At least 48 companies, including some that make advanced materials for military vehicles, were targeted in a campaign Symantec dubbed “Nitro” given the type of information at risk.
“Attacks on the chemical industry are merely their latest attack wave,” Symantec security response team members Eric Chien and Gavin O’Gorman said in a report released on Monday.
The attacks targeted NGOs supporting human rights from late April to early May before switching to the motor industry, according to the report.
Major chemical firms, mainly in the United States, Britain, and Bangladesh, came under fire by cyber spies from late July to mid September, Symantec said.
Nitro was aimed at stealing intellectual property for competitive advantage, according to Chien and O’Gorman.

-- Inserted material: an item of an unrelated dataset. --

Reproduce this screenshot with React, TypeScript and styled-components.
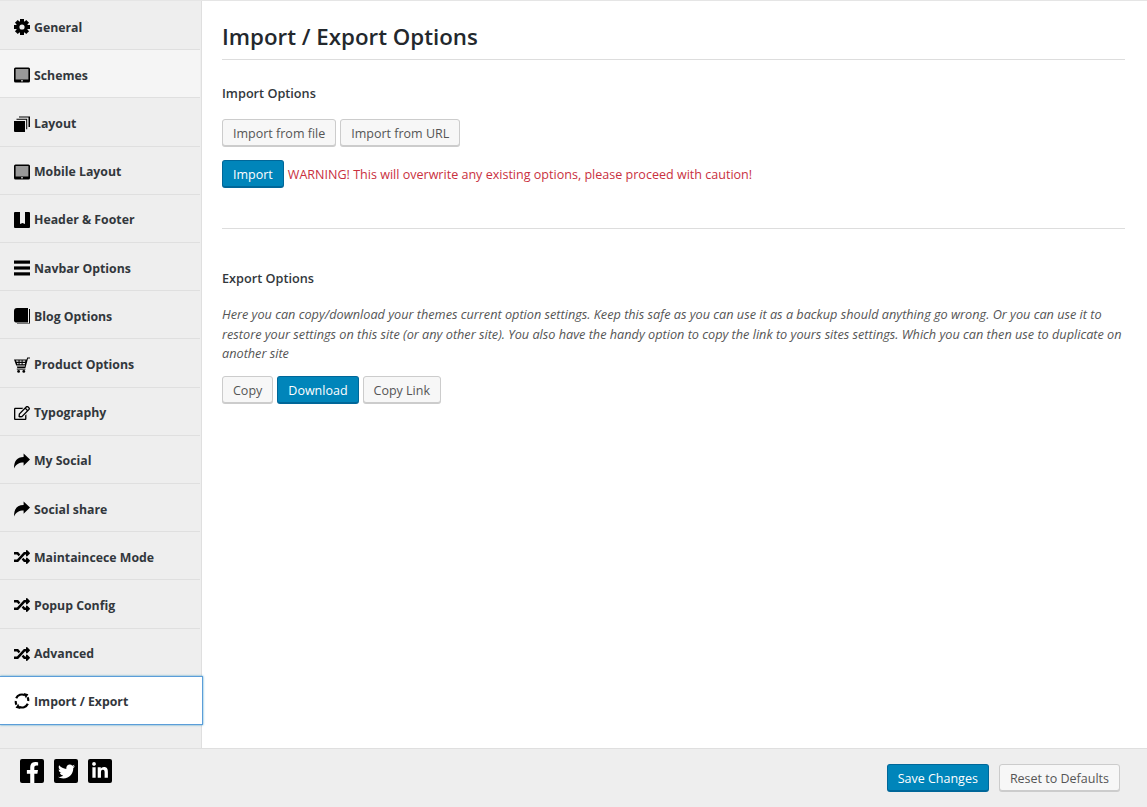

Attackers researched firms, sending selected workers booby-trapped emails that, once opened, secretly infected computers with malicious “Poison Ivy” software designed to steal information.
While various ruses were used to trick workers into opening email attachments to unleash spy software in machines, a typical pretext was to fake a meeting invitation from an established business partner.
Another tactic used by cyber spies was to send employees email purporting to be a security software update that needed to be installed in computers, according to Symantec.
Poison Ivy code was written by a Chinese speaker and Nitro attacks were traced to a server located in the United States but owned by a “20-something male” in the Hebei region of China, the report said.
Symantec referred to the man internally as “Covert Grove” based on a literal translation of his name from Chinese to English.
China has repeatedly denied state involvement in cyber espionage against Western governments and companies, including well-publicized attacks on Internet giant Google that sparked a row between Washington and Beijing.